Пусковой механизм сработал: начали читать, но не просто, а действительно с пристрастием, расспрашивая про богоугодные заведения, про трактиры, про коллежского асессора, титулярных советников, бонтон и пр. Много говорили о самом писателе, его странно-трагической судьбе… И хохотали, вскакивали, чтобы попробовать ритм движений: как это? – походить так, что «коленки ломает». Или дрожа всем телом, теряя соображение, заикаясь. Или дрожа с «перебоями» в радость (как в замечаниях для господ актёров обозначено).

– Что в центре «колеса»?
– Не знаю, но у этих чиновников, да и у Хлестакова, кстати, вся жизнь на вранье построена. Может, обман в центре?
– Да обман-то от чего-то идёт? Чего им не хватает? Денег?
– Да врут всё, потому что рыло у каждого в пуху. Обман сплошной!
– Власти хотят. Просто у каждого свои виды на неё, возможности не у всех одинаковые, ещё масштабы запросов…
– Про Хлестакова не знаем. Он защищается, тюрьмы боится…
– Вот и они боятся, что делишки выплывут, место жирненькое потеряют. Тоже защищаются.
– Не защищаются, а спа-са-ют-ся. От проверки ревизорской. Все их дворцы благополучия полетят, если, вообще-то, ещё на свободе останутся. Городничий этот, например!
– А Хлестаков, между прочим, очень даже способный мальчик, растёт быстро!
– Нет, не обман! СТРАХ в центре. Он производное от обмана! Я понял. Смотрите: страх ломает человека, корёжит. И это очень смешно, если повод мелкий!
– Ничего себе, повод «мелкий»! – должность или имущество потерять можно! Считай, жизнь под откос пойдёт! …А вот смешно же! Ну по-че-му?!
– Так потому что НАМ смешно, а не ИМ. Им-то как раз не до смеха!
– Ого! Конечно, это ведь МЫ знаем, что Хлестаков – запущенная «утка»! Он же не тот, кого ждут! Вот нам и смешно, потому что народ из себя выпрыгивает от ужаса, а г-н «Ужас» сам от ужаса с ума сходит!
– Все герои очень натурально волнуются, естественно, потому что боятся за себя по-настоящему, но смотрятся при этом как марионетки на верёвочках – на страхе своём «висят»! А он на пустом месте выстроен!
– Да, все работают «на нуле». В бессмыслице. И с таким драйвом при этом!
– Подожди. А если страх перед грехом? Он другой.
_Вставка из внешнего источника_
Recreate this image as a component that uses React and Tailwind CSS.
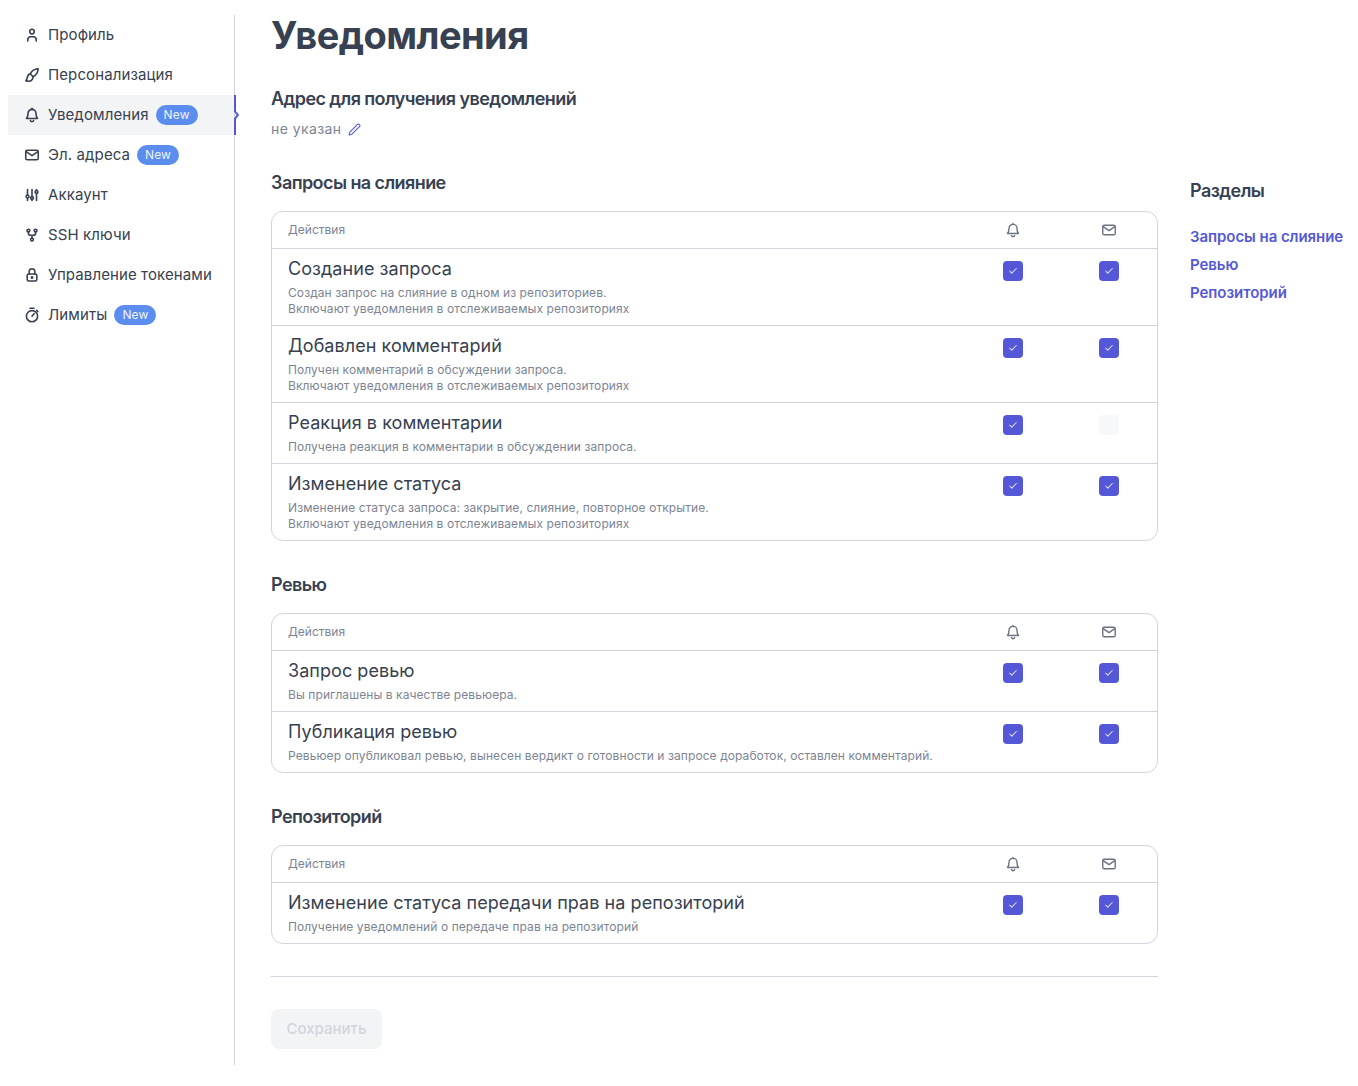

Страшно с ним жить дальше.
– Ну, это уже дело совести – жить, как жил, или раскаяться!
– Это светлый страх перед Правдой, людьми. Пусть даже его и ненавидят, но скажут правду – про это же Автор и говорит!
– Ну да. Тогда и слава не нужна. Это внешнее всё, не вечное. А вечное – чистота души.
– Стыдно перед Богом тоже, мне кажется. Высокий страх.
– Стоп. А ещё есть страх за другого или за другое. Может, комедия нужна, чтоб Россию вытащить как-то!
– Вот что: надо из текста выходить. С Автором одну линию вести. Он это и делает в «Театральном разъезде»: смотрит на «Ревизора» изнутри себя, с другой надеждой! Вот и мы тут как раз со своей идеей раскаяния на месте будем. Настаиваю
– Что, два центра, что ли, делать?
– Откуда два? Один, конечно, только с перерождением. С переходом одного в другое. От страха потерять презренное: персонажи. К страху потерять свою душу: Автор.
– Давайте «колесо» рисовать с точкой-центром. Что решаем?
– Страх-совесть (стыд). Поднимай теперь за центр всё «колесо». Вытягивай! Видишь?– пирамида выходит!
– Класс!! То, что нужно: начнём из плоского, пошлого или вообще карикатуры, а закончим объёмной фигурой со своей вершиной! Эх, трудно же как!
– Здорово!..
– Точно! Зритель бы ещё понял всю эту заморочку!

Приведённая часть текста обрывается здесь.